Cependant, l'harmonisation européenne n'est toujours pas d'actualité et la conclusion apportée par la commission de travail est assez éloquente d'inertie puisque : « Il est néanmoins admis qu’en définitive, l’application de la réglementation sur les jeux d’argent à ces activités dépendra de la définition des jeux d’argent dans chaque Etat. ». Chacun pour soi, donc, pour le moment. Mais le débat lui, est plus que jamais d'actualité.

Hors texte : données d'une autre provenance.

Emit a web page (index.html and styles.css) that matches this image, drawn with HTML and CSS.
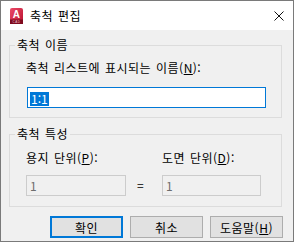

En attendant donc une position plus ferme des instances judiciaires hexagonales, le phénomène des loot boxes, qu'elles créent ou non un déséquilibre en jeu, est de plus en plus malmené et le fait que de nombreux pays se penchent sur la question et en dépit de l'hétérogénéité de leur législation est comme un signal d'alarme adressé aux éditeurs et ces derniers le savent bien. Si la pratique brute des caisses à butins aléatoires à de plus en plus de plomb dans l'aile, inutile en revanche d'espérer une disparition totale de ces dernières. Nous l'avons vu, Valve a tenté un contournement anticipé du principe avec son système de scanner et il y a fort à parier que des discussions très animées doivent se dérouler dans les locaux des éditeurs afin de trouver un moyen de conserver leur poule aux œufs d'or pour la rendre légalement, sinon éthiquement, acceptable par les consommateurs.